L’Alfa Romeo 1900 fut déclinée également. L’Ika Kaiser Bergantin fut fabriquée, en Argentine, en 8 351 exemplaires ,de 1960 à 1962, seulement sa carrosserie était commune avec celle de l’Alfa Romeo 1900. Un véhicule tout terrain fut également extrapolé de l’Alfa Romeo 1900 avec une version militaire, l’Alfa Romeo AR51, disponible de 1951 à 1955 et construit en 2050 exemplaires et une version civile, l’Alfa Romeo AR52, disponible de 1952 à 1954 et construit en 155 exemplaires. Il était équipé de 4 roues motrices, d’une boîte de transfert, de suspensions avant indépendantes.
En 1953, l’Alfa Romeo 1900 adopta un 2 litres. En 1958, elle se mua en une jolie limousine appelée Alfa Romeo 2000. En 1962, elle adopta un 6 cylindres en ligne et les freins à disques à l’avant et se dénomma Alfa Romeo 2600. Entre 1958 et 1968, elles furent réalisées en 18 453 exemplaires.


D’autres magnifiques Alfa Romeo lui succédèrent :
- De novembre 1967 à mars 1969, fut fabriquée en 18 exemplaires l’étonnante Alfa Romeo 33 Stradale, dessinée par Franco Scaglione (1916-1993), équipée d’un V8 central longitudinal arrière, de 4 freins à disque ventilés, de 4 roues indépendantes. Le 0 à 100km/h était abattu en 5,5s.

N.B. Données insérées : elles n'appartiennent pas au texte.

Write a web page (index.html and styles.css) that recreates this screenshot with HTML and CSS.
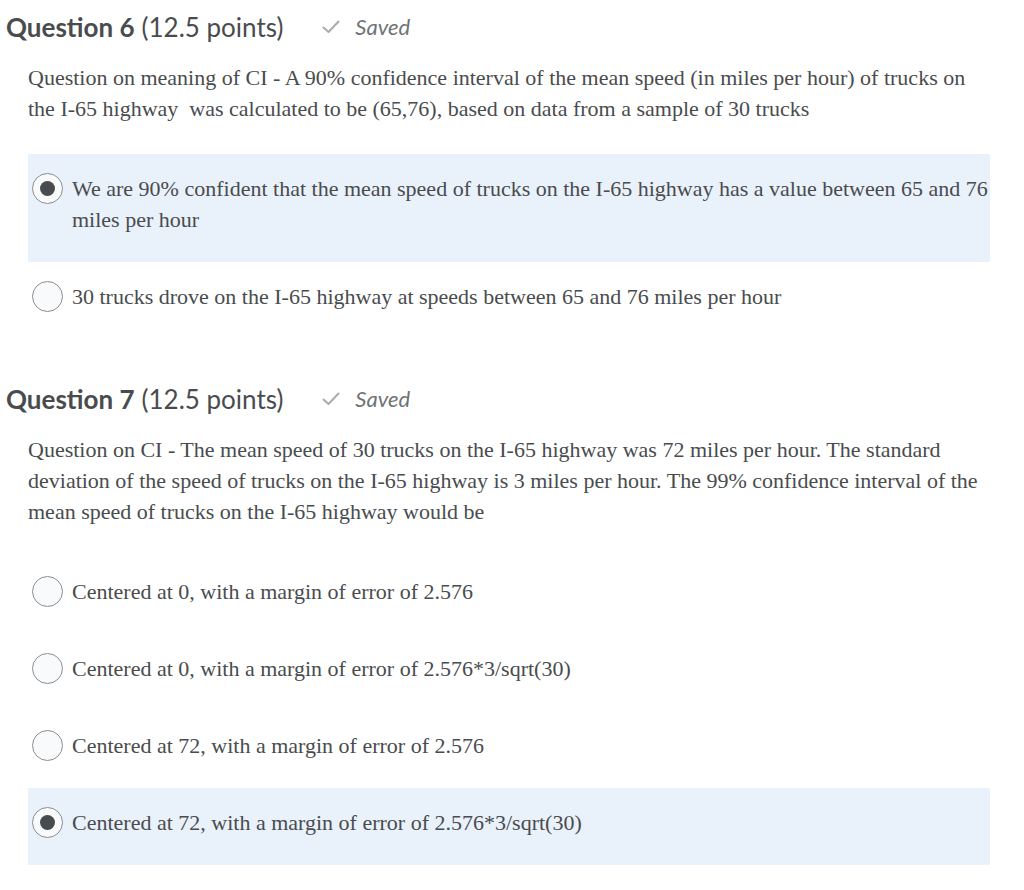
FILE: index.html
```html
<!DOCTYPE html>
<html>
<head>
<meta charset="utf-8">
<link rel="stylesheet" href="styles.css">
</head>
<body>
<div class="page">
  <section class="question">
    <h2 class="q-head"><span class="q-num">Question 6</span> <span class="q-pts">(12.5 points)</span>
      <span class="saved"><svg class="check" viewBox="0 0 18 14" width="18" height="14"><path d="M1.5 7.5 L6.5 12 L16.5 1.5" fill="none" stroke="#a9acaf" stroke-width="2" stroke-linecap="round" stroke-linejoin="round"/></svg><span class="saved-text">Saved</span></span>
    </h2>
    <p class="q-text">Question on meaning of CI - A 90% confidence interval of the mean speed (in miles per hour) of trucks on the I-65 highway&nbsp; was calculated to be (65,76), based on data from a sample of 30 trucks</p>
    <div class="options">
      <div class="option selected"><span class="radio"><span class="dot"></span></span><span class="opt-text">We are 90% confident that the mean speed of trucks on the I-65 highway has a value between 65 and 76 miles per hour</span></div>
      <div class="option"><span class="radio"></span><span class="opt-text">30 trucks drove on the I-65 highway at speeds between 65 and 76 miles per hour</span></div>
    </div>
  </section>
  <section class="question">
    <h2 class="q-head"><span class="q-num">Question 7</span> <span class="q-pts">(12.5 points)</span>
      <span class="saved"><svg class="check" viewBox="0 0 18 14" width="18" height="14"><path d="M1.5 7.5 L6.5 12 L16.5 1.5" fill="none" stroke="#a9acaf" stroke-width="2" stroke-linecap="round" stroke-linejoin="round"/></svg><span class="saved-text">Saved</span></span>
    </h2>
    <p class="q-text">Question on CI - The mean speed of 30 trucks on the I-65 highway was 72 miles per hour. The standard deviation of the speed of trucks on the I-65 highway is 3 miles per hour. The 99% confidence interval of the mean speed of trucks on the I-65 highway would be</p>
    <div class="options">
      <div class="option"><span class="radio"></span><span class="opt-text">Centered at 0, with a margin of error of 2.576</span></div>
      <div class="option"><span class="radio"></span><span class="opt-text">Centered at 0, with a margin of error of 2.576*3/sqrt(30)</span></div>
      <div class="option"><span class="radio"></span><span class="opt-text">Centered at 72, with a margin of error of 2.576</span></div>
      <div class="option selected"><span class="radio"><span class="dot"></span></span><span class="opt-text">Centered at 72, with a margin of error of 2.576*3/sqrt(30)</span></div>
    </div>
  </section>
</div>
</body>
</html>
```

FILE: styles.css
```css
html, body {
  margin: 0;
  padding: 0;
  background: #ffffff;
}
.page {
  padding-top: 12px;
  width: 1024px;
  color: #494c4e;
}
.question {
  margin-bottom: 45px;
}
.q-head {
  margin: 0 0 20px 6px;
  font-family: Lato, "Liberation Sans", sans-serif;
  font-size: 26px;
  line-height: 30px;
  font-weight: 400;
  display: flex;
  align-items: center;
  color: #494c4e;
}
.q-num {
  font-weight: 700;
}
.q-pts {
  margin-left: 7px;
}
.saved {
  display: inline-flex;
  align-items: center;
  margin-left: 39px;
}
.check {
  margin-right: 15px;
}
.saved-text {
  font-style: italic;
  font-size: 22px;
  color: #6e7376;
}
.q-text {
  margin: 0 0 30px 28px;
  width: 962px;
  font-family: "Liberation Serif", "Times New Roman", serif;
  font-size: 22px;
  line-height: 31px;
}
.options {
  margin-left: 28px;
  width: 962px;
}
.option {
  display: flex;
  align-items: flex-start;
  padding: 19px 0 27px 4px;
  font-family: "Liberation Serif", "Times New Roman", serif;
  font-size: 22px;
  line-height: 31px;
}
.option.selected {
  background: #e9f1fb;
}
.radio {
  flex: none;
  box-sizing: border-box;
  width: 31px;
  height: 31px;
  border: 1px solid #8b8e91;
  border-radius: 50%;
  background: #f9fafc;
  margin-right: 9px;
  display: flex;
  align-items: center;
  justify-content: center;
}
.dot {
  width: 15px;
  height: 15px;
  border-radius: 50%;
  background: #494c4e;
}
.opt-text {
  flex: 1;
}
```
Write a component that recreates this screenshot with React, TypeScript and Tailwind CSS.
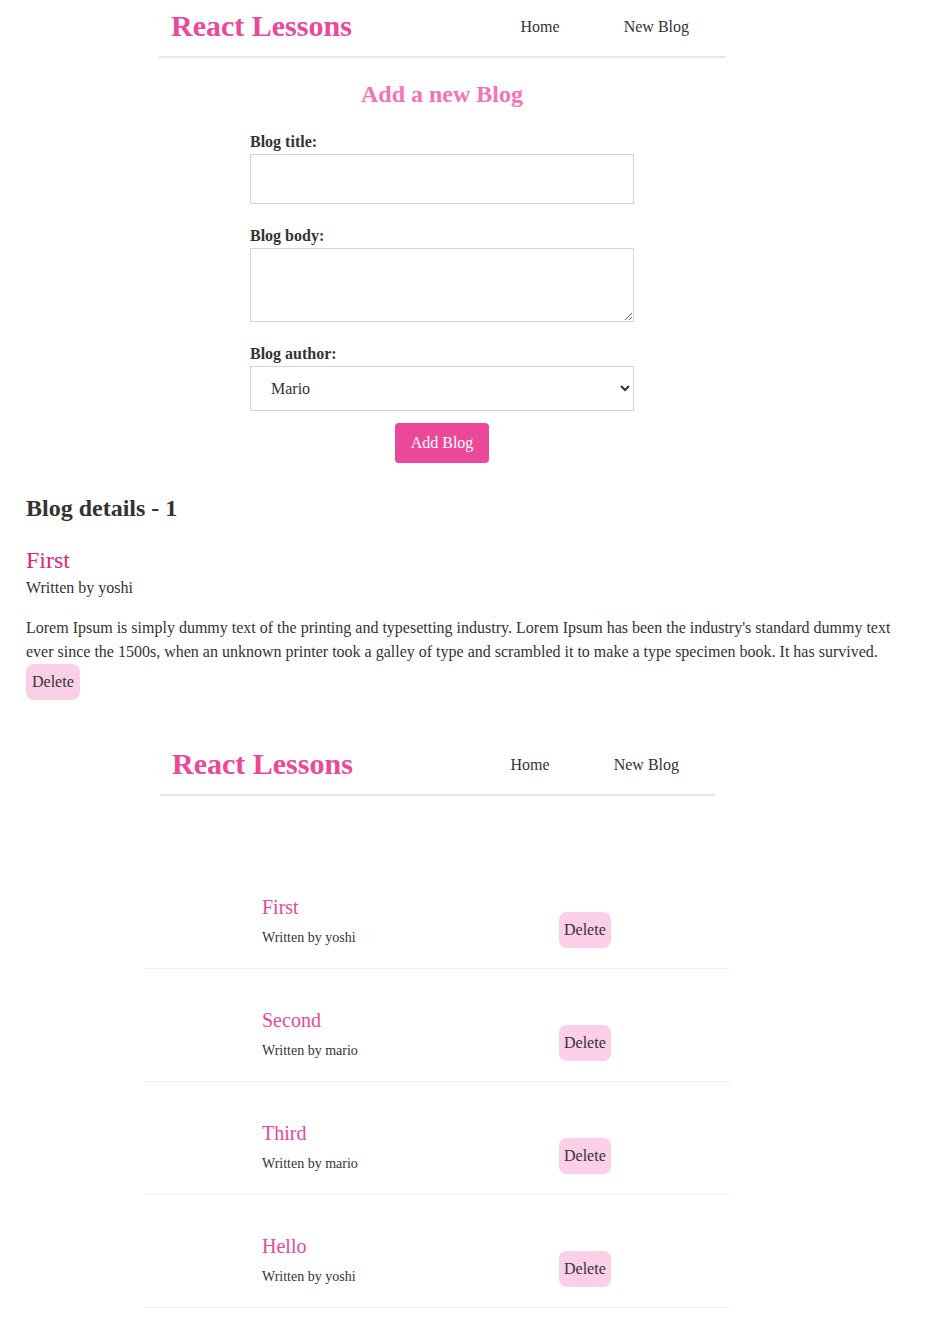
import React from "react";

type NavProps = { frame: string };

function Navbar({ frame }: NavProps) {
  return (
    <nav className={`flex items-center h-[58px] border-b-2 border-[#e5e7eb] pl-[12px] pr-[36px] ${frame}`}>
      <h1 className="text-[30px] leading-[36px] font-bold text-[#ec4899] -mt-[4px]">React Lessons</h1>
      <div className="ml-auto flex gap-[64px] text-[16px] text-[#333] -mt-[3px]">
        <a href="#">Home</a>
        <a href="#">New Blog</a>
      </div>
    </nav>
  );
}

const blogs = [
  { id: 1, title: "First", author: "yoshi" },
  { id: 2, title: "Second", author: "mario" },
  { id: 3, title: "Third", author: "mario" },
  { id: 4, title: "Hello", author: "yoshi" },
];

const body =
  "Lorem Ipsum is simply dummy text of the printing and typesetting industry. Lorem Ipsum has been the industry's standard dummy text ever since the 1500s, when an unknown printer took a galley of type and scrambled it to make a type specimen book. It has survived.";

export default function App() {
  return (
    <div className="bg-white text-[#333] font-['Liberation_Serif',serif] pb-[16px]">
      {/* Create page */}
      <Navbar frame="ml-[159px] w-[566px]" />
      <div className="ml-[159px] w-[566px]">
        <h2 className="text-center text-[24px] leading-[28px] font-bold text-[#f472b6] mt-[22px] mb-[22px]">
          Add a new Blog
        </h2>
        <form className="w-[384px] mx-auto flex flex-col">
          <label className="font-bold text-[16px] leading-[24px]">Blog title:</label>
          <input type="text" className="h-[50px] border border-[#d1d5db] px-[10px] outline-none" />
          <label className="font-bold text-[16px] leading-[24px] mt-[20px]">Blog body:</label>
          <textarea className="h-[74px] border border-[#d1d5db] px-[10px] outline-none" />
          <label className="font-bold text-[16px] leading-[24px] mt-[20px]">Blog author:</label>
          <select className="h-[45px] border border-[#d1d5db] pl-[16px] pr-[6px] text-[16px] outline-none bg-white">
            <option>Mario</option>
            <option>Yoshi</option>
          </select>
          <button
            type="button"
            className="mt-[12px] mx-auto w-[94px] h-[40px] rounded-[4px] bg-[#ec4899] text-white text-[16px]"
          >
            Add Blog
          </button>
        </form>
      </div>

      {/* Blog details */}
      <div className="pl-[26px] pr-[52px] mt-[29px]">
        <h2 className="text-[24px] leading-[32px] font-bold">Blog details - 1</h2>
        <article className="mt-[20px]">
          <h2 className="text-[24px] leading-[32px] text-[#db2777]">First</h2>
          <div className="text-[16px] leading-[24px]">Written by yoshi</div>
          <p className="mt-[16px] text-[16px] leading-[24px]">{body}</p>
          <button type="button" className="h-[36px] px-[6px] rounded-[8px] bg-[#fbcfe8] text-[16px]">
            Delete
          </button>
        </article>
      </div>

      {/* Home page */}
      <Navbar frame="ml-[160px] w-[555px] mt-[38px]" />
      <div className="ml-[144px] w-[586px] mt-[60px]">
        {blogs.map((b) => (
          <div key={b.id} className="flex h-[113px] border-b border-[#f0f0f0] pl-[118px] pt-[39px]">
            <div className="w-[297px]">
              <h2 className="text-[20px] leading-[24px] text-[#ec4899]">{b.title}</h2>
              <p className="mt-[10px] text-[14px] leading-[18px]">Written by {b.author}</p>
            </div>
            <div>
              <button type="button" className="mt-[17px] h-[36px] px-[5px] rounded-[8px] bg-[#fbcfe8] text-[16px]">
                Delete
              </button>
            </div>
          </div>
        ))}
      </div>
    </div>
  );
}
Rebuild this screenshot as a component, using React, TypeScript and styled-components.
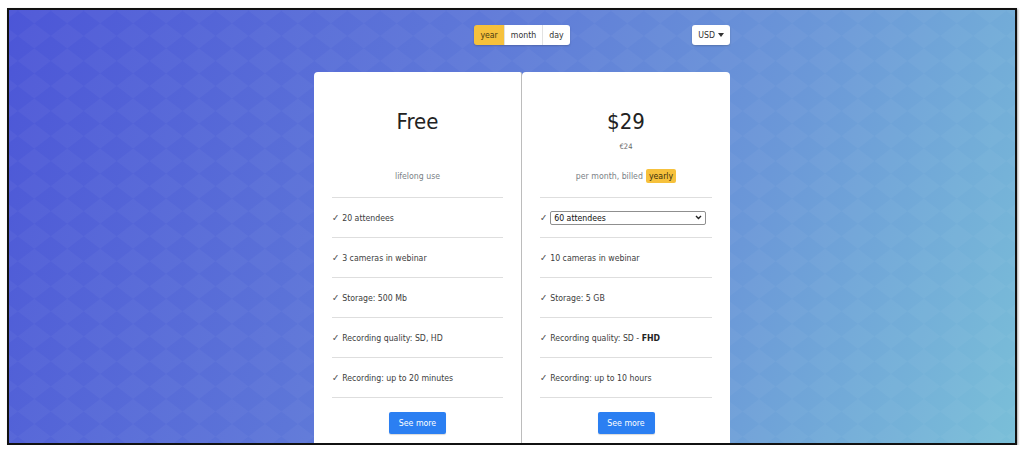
import React, { useState } from "react";
import styled, { createGlobalStyle, css } from "styled-components";

const Global = createGlobalStyle`
  html, body { margin: 0; padding: 0; background: #ffffff; }
  body { font-family: "DejaVu Sans Condensed", "DejaVu Sans", "Liberation Sans", sans-serif; }
  * { box-sizing: border-box; }
`;

const Frame = styled.div`
  margin: 8px 0 0 7px;
  width: 1010px;
  height: 437px;
  border: 2px solid #111;
  box-shadow: 1px 1px 2px rgba(0, 0, 0, 0.35);
  overflow: hidden;
  position: relative;
  background: linear-gradient(112deg, #4c56d7 0%, #5e78d8 40%, #6b98d8 70%, #7abfd8 100%);
`;

const Pattern = styled.div`
  position: absolute;
  left: 50%;
  top: 50%;
  width: 1800px;
  height: 1800px;
  margin: -900px 0 0 -900px;
  transform: scale(1, 0.76) rotate(45deg);
  background: repeating-conic-gradient(rgba(255, 255, 255, 0.03) 0 25%, transparent 0 50%) 0 0 / 46.6px 46.6px;
  pointer-events: none;
`;

const Page = styled.div`
  position: relative;
  z-index: 1;
  display: flex;
  flex-direction: column;
  align-items: center;
  padding: 15px 0 0 20px;
`;

const Container = styled.div`
  width: 416px;
  display: flex;
  flex-direction: column;
`;

const TopBar = styled.div`
  display: grid;
  grid-template-columns: 1fr auto 1fr;
  align-items: center;
  height: 20px;
`;

const Toggle = styled.div`
  display: flex;
  height: 20px;
  border-radius: 3px;
  overflow: hidden;
  box-shadow: 0 1px 2px rgba(0, 0, 0, 0.2);
`;

const ToggleBtn = styled.button<{ $active?: boolean }>`
  border: none;
  border-left: 1px solid #e2e2e2;
  height: 20px;
  padding: 0 6px;
  font: inherit;
  font-size: 8.7px;
  color: #333;
  background: #fff;
  cursor: pointer;
  &:first-child { border-left: none; }
  ${(p) =>
    p.$active &&
    css`
      background: #f6c13c;
      color: #4a3b10;
    `}
`;

const Currency = styled.button`
  justify-self: end;
  display: flex;
  align-items: center;
  gap: 3px;
  height: 20px;
  padding: 0 6px;
  border: none;
  border-radius: 3px;
  background: #fff;
  box-shadow: 0 1px 2px rgba(0, 0, 0, 0.2);
  font: inherit;
  font-size: 8.7px;
  color: #333;
`;

const Caret = styled.span`
  width: 0;
  height: 0;
  border-left: 3.5px solid transparent;
  border-right: 3.5px solid transparent;
  border-top: 4px solid #333;
`;

const Cards = styled.div`
  display: flex;
  margin-top: 27px;
`;

const Card = styled.div<{ $divider?: boolean }>`
  width: 208px;
  height: 400px;
  background: #fff;
  border-radius: 4px 4px 0 0;
  padding: 0 18px;
  display: flex;
  flex-direction: column;
  ${(p) =>
    p.$divider &&
    css`
      border-right: 1px solid #bcbcbc;
      border-top-right-radius: 2px;
    `}
`;

const Header = styled.div`
  height: 126px;
  border-bottom: 1px solid #dedede;
  display: flex;
  flex-direction: column;
  align-items: center;
  padding: 37px 0 14px;
`;

const Price = styled.div`
  font-size: 22px;
  line-height: 26px;
  color: #222;
`;

const SubPrice = styled.div`
  margin-top: 6px;
  font-size: 7.5px;
  line-height: 12px;
  color: #666;
`;

const Billing = styled.div`
  margin-top: auto;
  height: 14px;
  display: flex;
  align-items: center;
  gap: 3px;
  font-size: 8.7px;
  color: #7a7f86;
`;

const Badge = styled.span`
  background: #f6c13c;
  color: #3b300c;
  border-radius: 2px;
  padding: 1px 3px;
  line-height: 12px;
`;

const Row = styled.div`
  height: 40px;
  border-bottom: 1px solid #dedede;
  display: flex;
  align-items: center;
  gap: 3px;
  font-size: 8.7px;
  color: #3d3d3d;
  b { font-weight: bold; color: #222; }
`;

const Check = styled.span`
  color: #555;
  font-size: 9.5px;
`;

const SelectWrap = styled.div`
  position: relative;
  width: 156px;
  display: flex;
`;

const Select = styled.select`
  appearance: none;
  width: 100%;
  height: 14px;
  padding: 0 14px 0 3px;
  border: 1px solid #8f8f8f;
  border-radius: 2px;
  background: #fff;
  font: inherit;
  font-size: 8.7px;
  line-height: 12px;
  color: #111;
  outline: none;
`;

const Chevron = styled.svg`
  position: absolute;
  right: 4px;
  top: 4px;
  pointer-events: none;
`;

const Footer = styled.div`
  padding-top: 14px;
  display: flex;
  justify-content: center;
`;

const MoreBtn = styled.button`
  width: 57px;
  height: 22px;
  border: none;
  border-radius: 2px;
  background: #2b7ff2;
  color: #fff;
  font: inherit;
  font-size: 8.7px;
  box-shadow: 0 1px 1px rgba(0, 0, 0, 0.15);
`;

const Feature: React.FC<{ children: React.ReactNode }> = ({ children }) => (
  <Row>
    <Check>✓</Check>
    <span>{children}</span>
  </Row>
);

export default function App() {
  const [period, setPeriod] = useState("year");
  return (
    <>
      <Global />
      <Frame>
        <Pattern />
        <Page>
          <Container>
            <TopBar>
              <span />
              <Toggle>
                {["year", "month", "day"].map((p) => (
                  <ToggleBtn key={p} $active={period === p} onClick={() => setPeriod(p)}>
                    {p}
                  </ToggleBtn>
                ))}
              </Toggle>
              <Currency>
                USD <Caret />
              </Currency>
            </TopBar>
            <Cards>
              <Card $divider>
                <Header>
                  <Price>Free</Price>
                  <Billing>lifelong use</Billing>
                </Header>
                <Feature>20 attendees</Feature>
                <Feature>3 cameras in webinar</Feature>
                <Feature>Storage: 500 Mb</Feature>
                <Feature>Recording quality: SD, HD</Feature>
                <Feature>Recording: up to 20 minutes</Feature>
                <Footer>
                  <MoreBtn>See more</MoreBtn>
                </Footer>
              </Card>
              <Card>
                <Header>
                  <Price>$29</Price>
                  <SubPrice>€24</SubPrice>
                  <Billing>
                    per month, billed <Badge>yearly</Badge>
                  </Billing>
                </Header>
                <Row>
                  <Check>✓</Check>
                  <SelectWrap>
                    <Select defaultValue="60">
                      <option value="60">60 attendees</option>
                      <option value="100">100 attendees</option>
                      <option value="200">200 attendees</option>
                    </Select>
                    <Chevron width="7" height="5" viewBox="0 0 7 5">
                      <path d="M1 1 L3.5 3.5 L6 1" stroke="#222" strokeWidth="1.4" fill="none" />
                    </Chevron>
                  </SelectWrap>
                </Row>
                <Feature>10 cameras in webinar</Feature>
                <Feature>Storage: 5 GB</Feature>
                <Feature>
                  Recording quality: SD - <b>FHD</b>
                </Feature>
                <Feature>Recording: up to 10 hours</Feature>
                <Footer>
                  <MoreBtn>See more</MoreBtn>
                </Footer>
              </Card>
            </Cards>
          </Container>
        </Page>
      </Frame>
    </>
  );
}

- De 1970 à 1977, fut réalisée en 3 925 exemplaires la magnifique Alfa Romeo Montreal 3 portes dessinée par Marcello Gandini (1938-….), équipée d’un V8 avant, de roues avant indépendantes. Le 0 à 100km/h était abattu en 7,1s.
- De 1979 à 1986, fut fabriquée en 12 070 exemplaires la limousine Alfa Romeo Alfa 6, équipée de roues avant indépendantes.
- De 2007 à 2010, furent réalisés dans l’usine Maserati de Modène les Alfa Romeo 8C Competizione 3 portes et Alfa Romeo 8C Spider en, respectivement, 500 et 329 exemplaires. Dessinés par Wolfgang Egger (1963-….), ils étaient équipés de 4 roues indépendantes et de la solution technique transaxle (V8 à l’avant et boîte à vitesses à l’arrière). Le coupé abattait le 0 à 100km/h en 4,2s, le spider en 4,5s.